Retrouver un discours de soutien à la démocratie et aux droits humains ? La base du parti démocrate le réclame, mais comment le décliner dans les relations avec la Chine (Hongkong, les Ouïghours, Taïwan…), l’Arabie saoudite (que Biden a qualifiée d’État paria), la Turquie  (dont l’atténuation récente de la rhétorique montre tout de même que Ankara sent que le vent tourne à Washington) ? S’impliquer à nouveau au Moyen-Orient ? La relation Biden-Nétanyahou sera plus compliquée qu’avec Trump. Le nouveau président ira-t-il jusqu’à rééquilibrer le balancier en faveur de la Palestine ? On sait déjà que la remise en cause du déménagement de l’ambassade américaine à Jérusalem-Est est peu probable.

Mais la plus grande difficulté pour une administration Biden risque de venir de l’absence de système international identifiable. Bipolarité ici (en Asie, où plusieurs puissances tentent d’éviter d’avoir à choisir entre Washington et Pékin), multipolarité ailleurs (en Méditerranée et au Proche-Orient, où toutes les puissances s’invitent). Montée en puissance des sociétés civiles, d’acteurs privés omnipotents (par les nouvelles technologies de communication), mais fermeture croissante de nombreux régimes politiques. Démonstration d’efficacité des démocraties asiatiques face à la crise sanitaire, mais ce sont les autoritarismes qui avancent leurs pions. Guerres hybrides (comme en Ukraine) ou rapides et brutales (comme au Nagorno-Karabakh), combinaisons étatiques/non étatiques (les réseaux religieux financés par des États), « sharp power » (pouvoir de nuisance par la désinformation) contre « soft power » (pouvoir de séduction des démocraties) : le paysage stratégique se brouille.

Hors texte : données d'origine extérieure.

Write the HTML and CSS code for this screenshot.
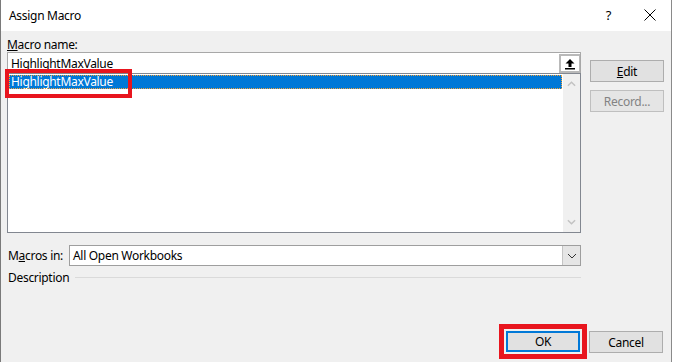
FILE: index.html
```html
<!DOCTYPE html>
<html lang="en">
<head>
    <meta charset="UTF-8">
    <title>Assign Macro</title>
    <link rel="stylesheet" href="styles.css">
</head>
<body>
    <div class="dialog">
        <div class="titlebar">
            <span class="title">Assign Macro</span>
            <span class="help">?</span>
            <svg class="close" viewBox="0 0 12 12">
                <path d="M0.5 0.5 L11.5 11.5 M11.5 0.5 L0.5 11.5" stroke="#000" stroke-width="1" fill="none"/>
            </svg>
        </div>

        <div class="content">
            <div class="top">
                <div class="main">
                    <div class="label"><u>M</u>acro name:</div>
                    <div class="name-input">
                        <span class="value">HighlightMaxValue</span>
                        <span class="collapse-btn">
                            <svg viewBox="0 0 12 12">
                                <path d="M6 1 L1.5 5.5 H4.5 V9 H7.5 V5.5 H10.5 Z" fill="#000"/>
                                <rect x="1" y="10" width="10" height="1.5" fill="#000"/>
                            </svg>
                        </span>
                    </div>
                    <div class="list">
                        <div class="items">
                            <div class="item selected">HighlightMaxValue</div>
                        </div>
                        <div class="scrollbar">
                            <svg viewBox="0 0 10 6"><path d="M1 5 L5 1 L9 5" stroke="#c2c2c2" stroke-width="1.6" fill="none"/></svg>
                            <svg viewBox="0 0 10 6"><path d="M1 1 L5 5 L9 1" stroke="#c2c2c2" stroke-width="1.6" fill="none"/></svg>
                        </div>
                        <div class="callout"></div>
                    </div>
                </div>
                <div class="side">
                    <button class="btn"><u>E</u>dit</button>
                    <button class="btn" disabled>Record...</button>
                </div>
            </div>

            <div class="macros-in">
                <span class="label">M<u>a</u>cros in:</span>
                <div class="combo">
                    <span class="value">All Open Workbooks</span>
                    <span class="drop">
                        <svg viewBox="0 0 10 6"><path d="M1 1 L5 5 L9 1" stroke="#333" stroke-width="1" fill="none"/></svg>
                    </span>
                </div>
            </div>

            <div class="description">
                <span class="label">Description</span>
                <span class="rule"></span>
            </div>

            <div class="footer">
                <div class="ok-mark">
                    <button class="btn default">OK</button>
                </div>
                <button class="btn">Cancel</button>
            </div>
        </div>
    </div>
</body>
</html>
```

FILE: styles.css
```css
* {
    margin: 0;
    padding: 0;
    box-sizing: border-box;
}

body {
    background: #fff;
    font-family: 'Noto Sans', 'Segoe UI', sans-serif;
    font-size: 12px;
    letter-spacing: -0.3px;
    color: #000;
}

.dialog {
    width: 672px;
    height: 362px;
    background: #f0f0f0;
    border-left: 1px solid #7a7a7a;
    border-right: 1px solid #8a8a8a;
    display: flex;
    flex-direction: column;
}

.titlebar {
    height: 31px;
    background: #fff;
    display: flex;
    align-items: center;
    padding-left: 8px;
}

.title {
    flex: 1;
    font-size: 12px;
    margin-top: -1px;
}

.help {
    font-size: 13px;
    margin-right: 33px;
    margin-top: -1px;
}

.close {
    width: 12px;
    height: 12px;
    margin-right: 15px;
    margin-top: -1px;
}

.content {
    flex: 1;
    padding: 6px 7px 0 6px;
    display: flex;
    flex-direction: column;
}

.top {
    display: flex;
    gap: 9px;
}

.main {
    width: 574px;
}

.label {
    line-height: 15px;
    height: 15px;
}

.name-input {
    height: 21px;
    background: #fff;
    border: 1px solid #a8a8a8;
    border-bottom: none;
    display: flex;
    align-items: center;
    justify-content: space-between;
    padding-left: 3px;
}

.collapse-btn {
    width: 21px;
    height: 19px;
    margin-top: 1px;
    border: 2px solid #b9b9b9;
    border-right-width: 1px;
    background: #fff;
    display: flex;
    align-items: center;
    justify-content: center;
}

.collapse-btn svg {
    width: 12px;
    height: 12px;
}

.list {
    position: relative;
    height: 160px;
    background: #fff;
    border: 1px solid #828790;
    display: flex;
}

.items {
    flex: 1;
    padding: 1px 1px 0 1px;
}

.item {
    height: 14px;
    line-height: 13px;
    padding-left: 2px;
}

.item.selected {
    background: #0078d7;
    color: #fff;
    outline: 1px dotted #f2a33c;
    outline-offset: -1px;
}

.scrollbar {
    width: 17px;
    background: #f0f0f0;
    display: flex;
    flex-direction: column;
    justify-content: space-between;
    align-items: center;
    padding: 7px 0 7px;
}

.scrollbar svg {
    width: 9px;
    height: 6px;
}

/* red highlight drawn over the selected entry */
.callout {
    position: absolute;
    left: -3px;
    top: -5px;
    width: 127px;
    height: 29px;
    border: 4px solid #e8151e;
}

.side {
    padding-top: 23px;
    display: flex;
    flex-direction: column;
    gap: 8px;
}

.btn {
    width: 74px;
    height: 22px;
    font-family: inherit;
    font-size: 12px;
    letter-spacing: inherit;
    background: #e1e1e1;
    border: 1px solid #adadad;
    color: #000;
}

.btn:disabled {
    color: #838383;
    background: #e5e5e5;
    border-color: #bfbfbf;
}

.btn.default {
    border: 2px solid #0078d7;
    height: 21px;
}

.macros-in {
    margin-top: 12px;
    display: flex;
    align-items: center;
    width: 574px;
}

.macros-in .label {
    width: 62px;
    padding-left: 1px;
}

.combo {
    flex: 1;
    height: 21px;
    background: #fff;
    border: 1px solid #9e9e9e;
    display: flex;
    align-items: center;
    justify-content: space-between;
    padding-left: 3px;
}

.drop {
    width: 18px;
    height: 19px;
    background: #e5e5e5;
    border-left: 1px solid #c4c4c4;
    display: flex;
    align-items: center;
    justify-content: center;
}

.drop svg {
    width: 10px;
    height: 6px;
}

.description {
    margin-top: 4px;
    width: 574px;
    display: flex;
    align-items: center;
    gap: 6px;
}

.description .label {
    padding-left: 1px;
}

.rule {
    flex: 1;
    height: 1px;
    background: #dadada;
}

.footer {
    margin-top: auto;
    margin-bottom: 3px;
    display: flex;
    justify-content: flex-end;
    align-items: center;
    gap: 2px;
    padding-right: 1px;
}

.ok-mark {
    border: 5px solid #e8151e;
    padding: 2px;
}

.footer > .btn {
    margin-top: 1px;
}
```
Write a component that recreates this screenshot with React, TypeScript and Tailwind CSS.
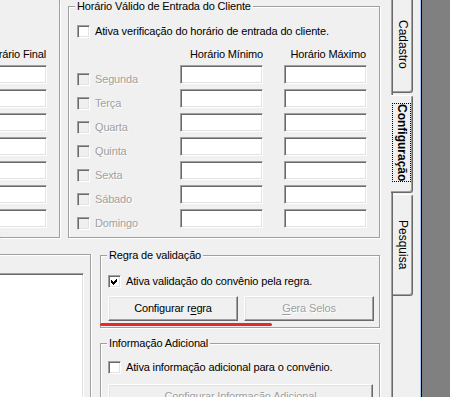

La puissance des États-Unis repose toujours en grande partie sur un système international bâti par eux au sortir de la Seconde Guerre mondiale, et en partie sur leur formidable capacité d’adaptation et leur aptitude à rebondir après des revers. Le premier terme de l’équation a été largement ruiné par la présidence Trump, et arrivait de toute manière à obsolescence. Le second doit être reconstruit autour d’une vision (que l’on souhaite partagée avec l’Europe), et c’est à cette tâche que devra s’atteler la nouvelle administration.